Along with many locals, Thrive fought the project from the beginning. We all wondered how the developer’s grand scheme could mesh with Oregon’s land-use laws designed to put urban uses in urban areas and to protect working farms and forestlands from conflicts with holidaymakers.
Thrive Challenges 4th and 5th Extension of Concert Venue Permit
Thrive has appealed Hood River County’s decisions to grant additional one-year extensions – the fourth and fifth extensions – of Apollo Land Holdings land use permit to develop “Deetour”, a large concert venue project at the site of the old Dee Mill on the Dee Highway. Our appeal of the fourth extension is currently at Oregon’s Land Use Board of Appeals. Our appeal of the fifth extension was denied by Hood River County’s Board of Commissioners by a 3-1 vote in December 2020 and Thrive’s Board of Directors will soon decide whether to appeal the decision to LUBA as well.
For these appeals, the legal issue is really simple – permits don’t last forever. Hood River County approved the land use permit for the project way back in 2014 but in the intervening six years Apollo Land Holdings LLC has done no construction on the project at all. Their initial permit was for two years. They have gotten multiple one year extensions to their permit. They are now on their fifth extension. With their previous extensions, the developer was put on notice that they needed to make progress on their project with this warning from the County: “Please note that no guarantees of a future extension or subsequent approval can be made by Hood River County so please take care in implementing your proposal in a timely manner.”
The Deetour project was first approved in 2014 and if you live along Dee Highway. you know how much has changed since then. According to ODOT, daily traffic on Dee Highway increased by 79% from 2014 to 2019 and in fact, traffic on Lost Lake Road is now higher than traffic was on Dee Highway when the concert venue was approved. Unfortunately the County decided not to take these kind of real world changes into consideration.
Permit extensions should be the exception not the rule. The developer has sat on their hands too long and this fourth extension should be denied. Read our previous testimony here, here and here.
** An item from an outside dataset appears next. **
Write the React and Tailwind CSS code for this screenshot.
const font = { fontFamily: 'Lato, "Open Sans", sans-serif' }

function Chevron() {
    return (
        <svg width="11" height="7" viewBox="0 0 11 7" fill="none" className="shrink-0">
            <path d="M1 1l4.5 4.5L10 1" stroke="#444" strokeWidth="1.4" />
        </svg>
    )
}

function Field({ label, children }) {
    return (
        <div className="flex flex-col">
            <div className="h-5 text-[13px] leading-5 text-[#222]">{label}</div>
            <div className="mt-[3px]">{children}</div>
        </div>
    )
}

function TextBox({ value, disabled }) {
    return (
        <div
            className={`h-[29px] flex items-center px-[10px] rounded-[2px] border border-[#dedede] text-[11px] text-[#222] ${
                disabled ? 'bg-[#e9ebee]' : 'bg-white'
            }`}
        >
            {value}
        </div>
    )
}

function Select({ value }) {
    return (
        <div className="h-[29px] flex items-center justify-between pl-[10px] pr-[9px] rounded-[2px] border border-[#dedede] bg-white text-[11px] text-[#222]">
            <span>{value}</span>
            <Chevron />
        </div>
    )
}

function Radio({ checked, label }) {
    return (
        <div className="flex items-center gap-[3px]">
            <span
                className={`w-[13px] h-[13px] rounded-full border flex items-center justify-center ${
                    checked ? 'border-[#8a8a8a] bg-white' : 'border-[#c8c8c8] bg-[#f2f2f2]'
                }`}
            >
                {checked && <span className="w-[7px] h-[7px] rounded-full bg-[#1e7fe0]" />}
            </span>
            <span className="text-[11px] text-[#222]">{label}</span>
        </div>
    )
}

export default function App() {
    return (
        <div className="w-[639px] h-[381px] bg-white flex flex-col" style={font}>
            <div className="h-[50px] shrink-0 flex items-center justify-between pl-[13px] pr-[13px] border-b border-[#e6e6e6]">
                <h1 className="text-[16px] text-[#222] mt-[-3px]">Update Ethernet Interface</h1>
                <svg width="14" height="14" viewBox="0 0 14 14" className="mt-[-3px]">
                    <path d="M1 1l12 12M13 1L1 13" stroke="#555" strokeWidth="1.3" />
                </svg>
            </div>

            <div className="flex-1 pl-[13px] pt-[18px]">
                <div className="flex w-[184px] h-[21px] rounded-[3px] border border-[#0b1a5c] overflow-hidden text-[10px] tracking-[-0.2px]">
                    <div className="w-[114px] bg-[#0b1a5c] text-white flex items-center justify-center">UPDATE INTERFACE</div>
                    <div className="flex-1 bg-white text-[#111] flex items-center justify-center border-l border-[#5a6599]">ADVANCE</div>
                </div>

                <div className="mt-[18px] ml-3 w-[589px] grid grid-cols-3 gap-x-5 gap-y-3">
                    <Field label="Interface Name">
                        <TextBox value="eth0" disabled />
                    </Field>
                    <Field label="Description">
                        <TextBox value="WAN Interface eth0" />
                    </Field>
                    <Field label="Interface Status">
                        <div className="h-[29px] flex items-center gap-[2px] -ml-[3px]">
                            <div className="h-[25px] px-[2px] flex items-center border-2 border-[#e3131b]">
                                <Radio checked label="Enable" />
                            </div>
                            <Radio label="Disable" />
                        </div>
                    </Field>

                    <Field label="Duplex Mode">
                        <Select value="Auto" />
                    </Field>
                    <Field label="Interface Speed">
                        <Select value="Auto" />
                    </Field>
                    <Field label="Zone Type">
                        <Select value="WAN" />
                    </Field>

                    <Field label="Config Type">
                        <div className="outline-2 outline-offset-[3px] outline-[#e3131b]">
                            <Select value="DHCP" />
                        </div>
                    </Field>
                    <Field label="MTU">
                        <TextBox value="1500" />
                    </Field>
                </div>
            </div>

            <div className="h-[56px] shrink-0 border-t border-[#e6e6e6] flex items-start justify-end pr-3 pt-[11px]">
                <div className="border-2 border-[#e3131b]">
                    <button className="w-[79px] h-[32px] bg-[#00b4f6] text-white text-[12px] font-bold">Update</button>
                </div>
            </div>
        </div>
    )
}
On a high note, the Board of Commissioners agreed that permits shouldn’t go on forever. The current code does not put limits on the number of extensions a project can get. The Commissioners felt this should be changed and asked the County Planning Department to start work on amending the permit extension code.
Hotel Application Withdrawn
In June 2017 Oregon’s Land Use Board of Appeals (LUBA) ruled in our favor concluding that the rural, industrial exception taken
for the Dee mill property in 1984 was just that — an exception for the mill or a similar industrial use — not a blanket exception for any and every thing such as the proposed destination hotel/resort. LUBA remanded the application back to the county with instructions that the developer would need a new “reasons exception” to Goal 4 Forestlands in order to allow commercial uses; and possibly a Goal 14 exception Urbanization since the hotel was likely an “urban” rather than “rural” use.
There was a packed room on April 2, 2018 when the Board of Commissioners held a hearing on LUBA’s remand issues. The Board tied 2-2 with Rich McBride and Ron Rivers voting to deny the permit and Les Perkins and Karen Joplin voting to approve it. The fifth commissioner, Bob Benton, recused himself from voting since he is one of the developers of the project. Hood River’s County Charter requires 3 affirmative votes for the board to take action. As the project failed to get three votes, the application was denied. But before the denial could be formalized, the developer withdrew the application. We assume this is because they want to reapply for the hotel at some stage.
Concert Venue Permit Extended Again
The concert venue was approved back in 2014 but the developer has struggled to meet the conditions of approval for the project and no actual construction work has begun. In the meantime, they’ve obtained three one-year extensions of their land use permit.
We decided to challenge one of these permit extensions after LUBA’s ruling on the hotel which found that the County had misinterpreted their code by granting a land use permit for a commercial, urban use on land zoned for industrial, rural uses only. We took the position that the county should not grant an extension for a project that the underlying code would not currently allow.
The Board of Commissioners voted 3-1 to deny our appeal and allow the project to move forward (Commissioners Les Perkins, Karen Joplin and Ron Rivers voted to deny the appeal and Rich McBride voted to affirm it).
In December 2018, LUBA affirmed the County’s denial of our appeal. We knew this appeal would be a heavy lift because LUBA must approach local government decisions using a very deferential standard of review. LUBA will affirm a local government interpretation of ambiguous regulations as long as it is “plausible” and not inconsistent with the express language of the code. The County’s interpretation didn’t have to be the best explanation or the most sensible one or the best public policy, it only had to clear the low bar of being “plausible”. Equally, LUBA would have affirmed the County if the commissioners had voted instead to deny the project. We are disappointed that the majority of commissioners voted to allow this project to go forward.
We will continue to monitor this project and to oppose it.